## PROBLEM TO WORK ON
Go through the entries below and copy each line containing the word "React".

## PROVIDED ENTRIES
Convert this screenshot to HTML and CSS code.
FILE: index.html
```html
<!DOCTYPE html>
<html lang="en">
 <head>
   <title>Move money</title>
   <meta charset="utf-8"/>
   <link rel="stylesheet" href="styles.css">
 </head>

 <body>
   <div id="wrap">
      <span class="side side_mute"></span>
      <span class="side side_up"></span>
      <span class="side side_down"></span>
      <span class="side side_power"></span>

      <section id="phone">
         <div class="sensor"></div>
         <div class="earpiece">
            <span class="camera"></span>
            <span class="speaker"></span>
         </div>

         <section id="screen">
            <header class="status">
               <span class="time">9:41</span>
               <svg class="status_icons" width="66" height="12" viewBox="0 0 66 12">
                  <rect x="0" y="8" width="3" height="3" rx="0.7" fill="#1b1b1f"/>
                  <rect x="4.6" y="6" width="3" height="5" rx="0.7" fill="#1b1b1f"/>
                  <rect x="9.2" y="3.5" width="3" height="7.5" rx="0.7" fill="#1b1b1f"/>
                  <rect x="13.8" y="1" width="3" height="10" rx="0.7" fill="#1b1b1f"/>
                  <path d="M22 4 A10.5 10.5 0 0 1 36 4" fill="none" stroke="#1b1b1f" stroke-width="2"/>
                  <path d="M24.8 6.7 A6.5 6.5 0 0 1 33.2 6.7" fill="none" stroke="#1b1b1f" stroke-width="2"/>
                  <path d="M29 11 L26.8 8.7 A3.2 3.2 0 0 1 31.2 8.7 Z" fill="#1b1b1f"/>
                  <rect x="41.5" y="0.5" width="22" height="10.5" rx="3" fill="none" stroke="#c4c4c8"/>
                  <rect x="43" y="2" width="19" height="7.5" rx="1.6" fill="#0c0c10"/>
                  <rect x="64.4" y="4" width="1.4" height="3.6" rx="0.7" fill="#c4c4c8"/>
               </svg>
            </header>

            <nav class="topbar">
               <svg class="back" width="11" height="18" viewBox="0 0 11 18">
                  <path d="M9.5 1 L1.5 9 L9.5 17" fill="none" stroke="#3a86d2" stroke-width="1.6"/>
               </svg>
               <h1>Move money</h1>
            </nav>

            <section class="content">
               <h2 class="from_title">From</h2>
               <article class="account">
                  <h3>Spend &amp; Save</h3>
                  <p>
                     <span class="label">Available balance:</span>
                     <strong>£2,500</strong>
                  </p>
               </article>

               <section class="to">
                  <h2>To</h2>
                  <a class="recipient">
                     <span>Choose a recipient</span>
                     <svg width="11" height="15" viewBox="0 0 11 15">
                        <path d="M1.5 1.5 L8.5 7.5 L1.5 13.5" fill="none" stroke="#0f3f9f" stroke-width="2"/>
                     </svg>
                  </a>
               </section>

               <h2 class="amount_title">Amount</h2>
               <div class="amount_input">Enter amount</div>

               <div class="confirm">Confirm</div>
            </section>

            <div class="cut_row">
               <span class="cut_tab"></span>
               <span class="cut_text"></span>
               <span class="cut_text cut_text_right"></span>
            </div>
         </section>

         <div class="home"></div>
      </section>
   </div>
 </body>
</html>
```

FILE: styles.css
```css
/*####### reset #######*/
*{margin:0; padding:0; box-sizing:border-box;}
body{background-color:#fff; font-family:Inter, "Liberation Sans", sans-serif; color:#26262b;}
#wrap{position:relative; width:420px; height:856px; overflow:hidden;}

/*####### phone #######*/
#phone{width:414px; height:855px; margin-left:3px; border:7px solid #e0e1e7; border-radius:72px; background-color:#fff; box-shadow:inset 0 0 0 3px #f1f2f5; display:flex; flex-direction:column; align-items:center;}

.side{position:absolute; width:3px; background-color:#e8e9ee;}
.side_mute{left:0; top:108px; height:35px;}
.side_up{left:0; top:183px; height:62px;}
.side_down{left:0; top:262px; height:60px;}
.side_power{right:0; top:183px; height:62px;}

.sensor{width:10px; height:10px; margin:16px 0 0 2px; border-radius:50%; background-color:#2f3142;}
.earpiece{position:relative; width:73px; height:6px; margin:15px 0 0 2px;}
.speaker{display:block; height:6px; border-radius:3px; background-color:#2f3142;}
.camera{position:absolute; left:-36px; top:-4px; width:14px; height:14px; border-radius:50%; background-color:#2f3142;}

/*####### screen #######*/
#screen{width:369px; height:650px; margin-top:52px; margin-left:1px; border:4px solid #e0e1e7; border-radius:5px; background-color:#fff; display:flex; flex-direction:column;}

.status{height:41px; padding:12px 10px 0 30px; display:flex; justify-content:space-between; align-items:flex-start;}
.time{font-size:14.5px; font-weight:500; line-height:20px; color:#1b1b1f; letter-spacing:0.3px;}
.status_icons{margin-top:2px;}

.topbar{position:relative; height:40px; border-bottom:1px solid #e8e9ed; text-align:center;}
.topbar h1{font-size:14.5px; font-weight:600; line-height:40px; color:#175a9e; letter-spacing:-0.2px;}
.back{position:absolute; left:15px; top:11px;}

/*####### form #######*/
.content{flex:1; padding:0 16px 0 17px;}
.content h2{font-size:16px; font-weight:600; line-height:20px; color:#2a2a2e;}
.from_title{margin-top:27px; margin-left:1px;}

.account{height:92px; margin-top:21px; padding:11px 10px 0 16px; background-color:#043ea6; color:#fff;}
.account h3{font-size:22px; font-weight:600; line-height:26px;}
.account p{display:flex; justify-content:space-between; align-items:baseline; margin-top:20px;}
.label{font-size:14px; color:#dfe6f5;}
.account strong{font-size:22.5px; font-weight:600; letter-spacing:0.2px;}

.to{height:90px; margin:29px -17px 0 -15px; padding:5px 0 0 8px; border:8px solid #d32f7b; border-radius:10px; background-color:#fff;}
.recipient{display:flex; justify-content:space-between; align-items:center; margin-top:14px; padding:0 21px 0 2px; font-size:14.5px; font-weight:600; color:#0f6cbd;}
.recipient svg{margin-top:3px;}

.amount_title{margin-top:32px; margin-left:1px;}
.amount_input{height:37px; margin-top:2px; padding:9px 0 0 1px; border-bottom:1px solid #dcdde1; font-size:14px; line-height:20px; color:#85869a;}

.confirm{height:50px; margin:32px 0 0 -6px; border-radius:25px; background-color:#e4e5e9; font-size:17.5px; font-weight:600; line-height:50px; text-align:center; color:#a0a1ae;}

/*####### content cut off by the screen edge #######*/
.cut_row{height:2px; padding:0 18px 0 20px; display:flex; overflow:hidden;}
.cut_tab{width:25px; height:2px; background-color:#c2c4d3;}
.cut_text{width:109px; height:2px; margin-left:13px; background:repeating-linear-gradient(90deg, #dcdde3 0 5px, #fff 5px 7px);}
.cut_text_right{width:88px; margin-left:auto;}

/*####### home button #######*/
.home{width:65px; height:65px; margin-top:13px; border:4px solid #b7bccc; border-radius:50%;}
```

---

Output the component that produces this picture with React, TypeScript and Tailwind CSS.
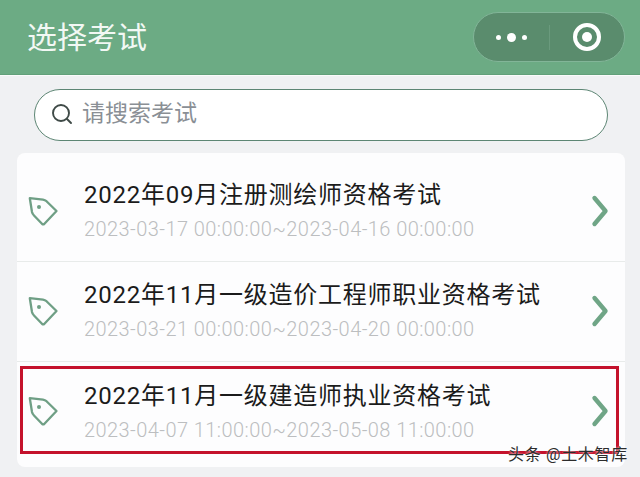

* * *

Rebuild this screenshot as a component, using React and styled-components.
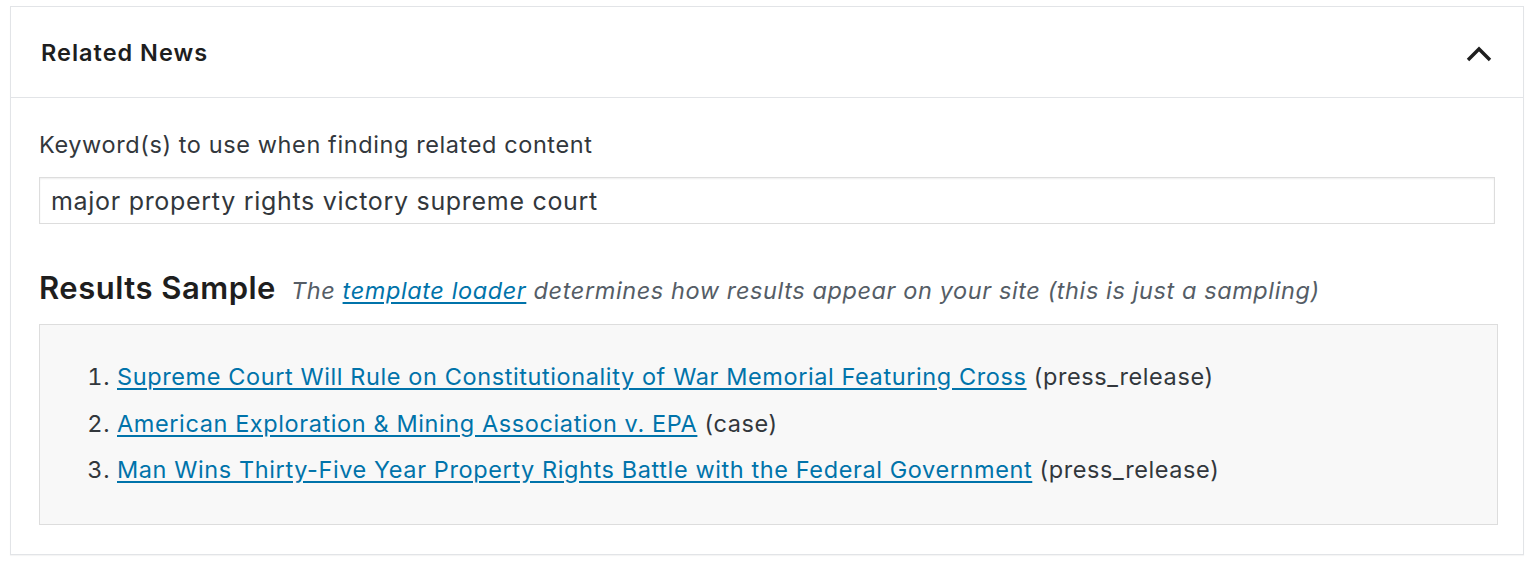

## EXERCISE RESULT
Output the component that produces this picture with React, TypeScript and Tailwind CSS.
Rebuild this screenshot as a component, using React and styled-components.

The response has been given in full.